A: We did user testing with undergraduate students. The user testing was designed by a graduate student who was hired on an hourly basis to assist with this project. During the testing, we gave students copies of articles, both scholarly and non-scholarly, and asked them to use the tool to discern whether or not each article was scholarly. Based on this testing, we refined the wording of the questions– particularly the question that asks about the headings of the article.
Q: Approximately how long did it take to create this tool?
A: We met 2 hours per month for 9 months to create, tweak, test, and roll out the tool.
Q: What were some of the positives and negatives of working with a survey tool like Qualtrics for instructional purposes?

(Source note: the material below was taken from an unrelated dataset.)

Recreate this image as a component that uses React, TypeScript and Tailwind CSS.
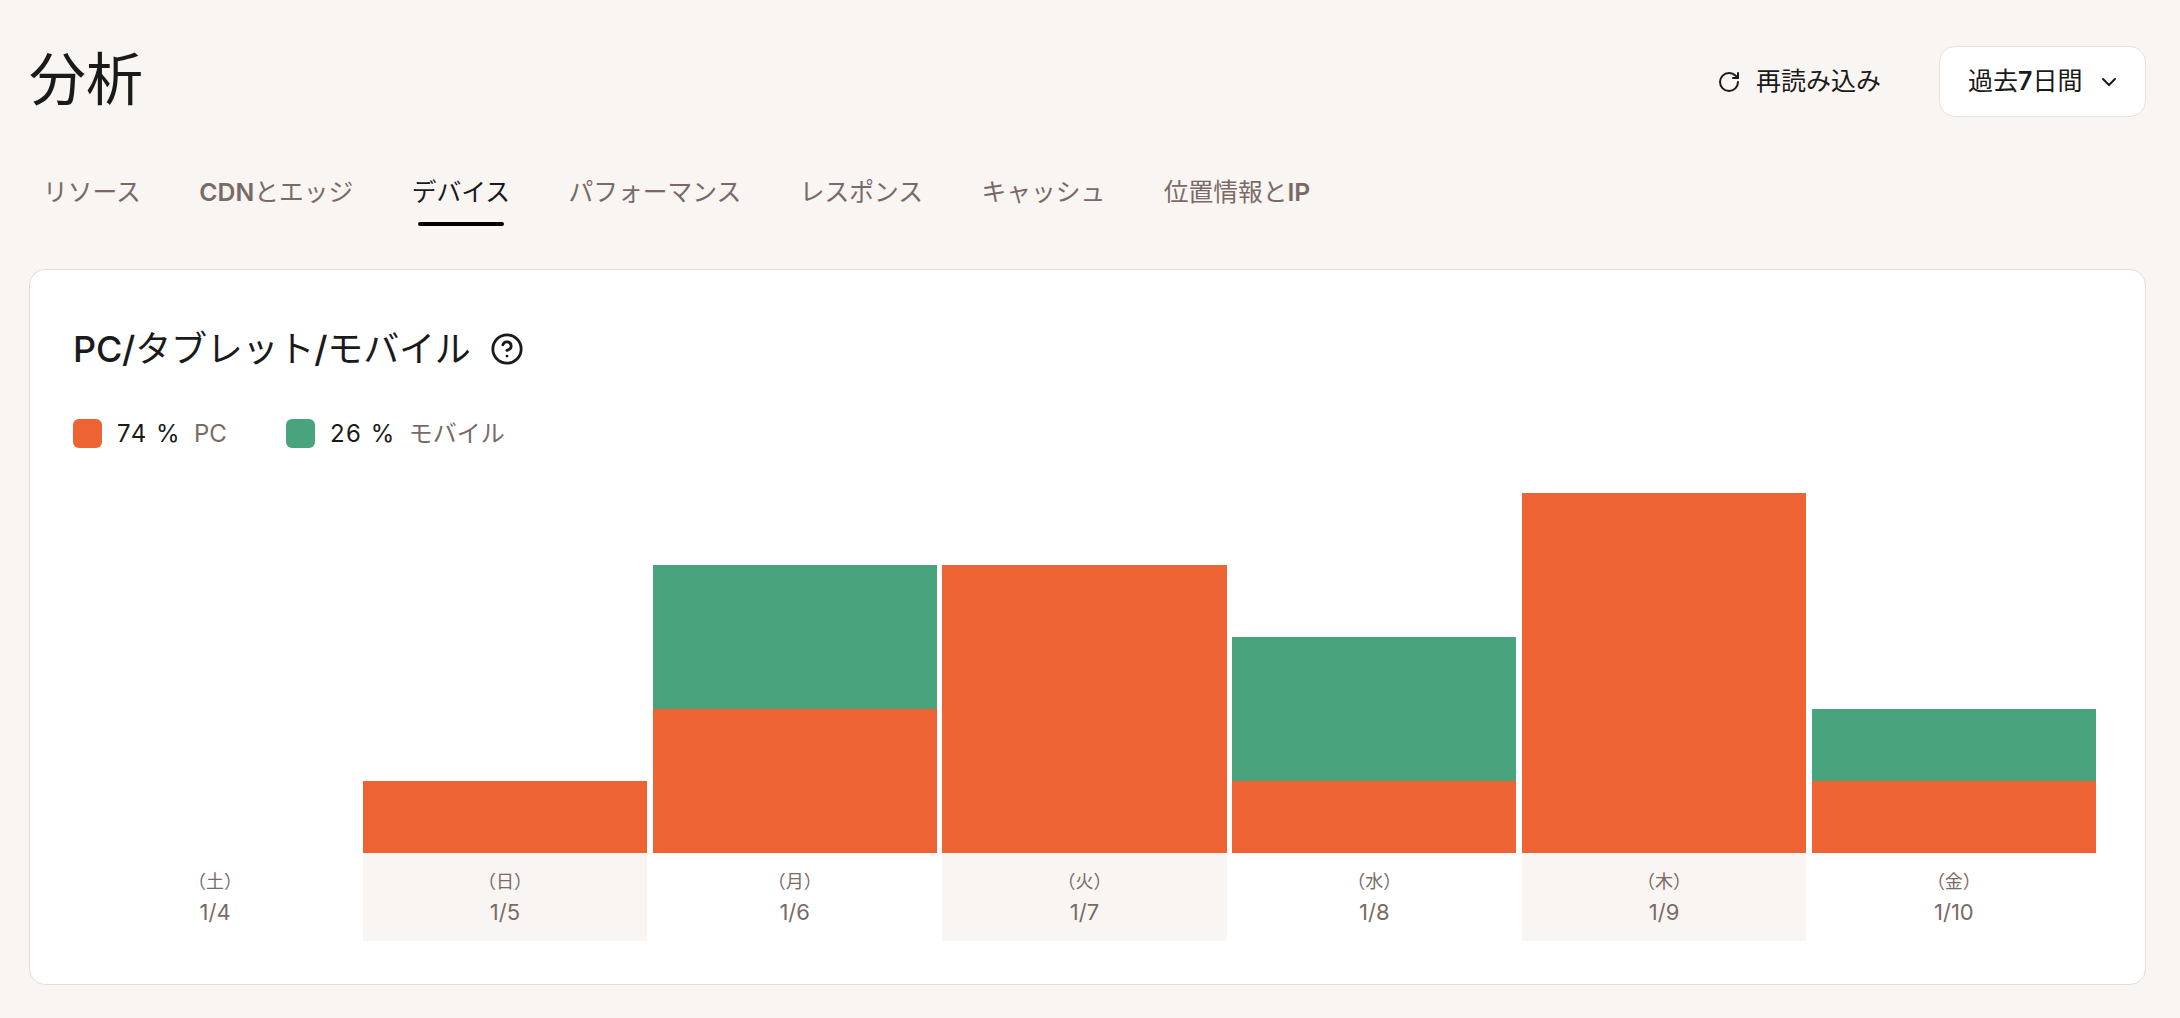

A: There are a lot of positives to creating a tool like this in Qualtrics, mainly that it is easy to build. Qualtrics provides lots of survey flow options without having to know how to code or go hunting for third party plugins. Qualtrics maintains the survey. Qualtrics builds in accessibility testing and provides tips for creating an accessible survey. Qualtrics also allows us to share the survey tool outside of our organization.
There are some negatives, mainly limits to branding and styling without HTML experts or special licensing.
Q: How is this tool being used at your institution? How has it been received?
A: We have made the tool available on the Undergraduate Library Homepage and on LibGuides aimed at lower-level undergraduates. Colleagues on campus have responded positively to the template and concept. We’re still ramping up use among librarians and student users.
Q: Have you done any assessment of the effectiveness of this tool? Since it was built on a survey platform, are you able to monitor usage or response selections?
A: Outside of the user testing, we have not done any formal assessment of the tool. We can monitor how often it’s accessed, when it’s accessed, from where it’s accessed (via IP address), but we are not yet collecting that data or data on how useful it is for them. We are hiding the submit button because we can give them adaptive feedback without them officially submitting. We did that to keep the tool flexible, but that meant we gave up the chance to ask them to submit “was this useful” feedback. Perhaps in a later version.
Q: Do you have any advice for those considering the development of similar projects?
A: Rapid development: working through iterative cycles of needs assessment, design, implementation, testing, and then reassessment, redesign, etc. Also, you can’t just put something up online and assume people will find and use it. We didn’t put as many resources toward promoting and sharing the tool as we might have. That’s left a bit of a time gap between availability of the tool and adoption.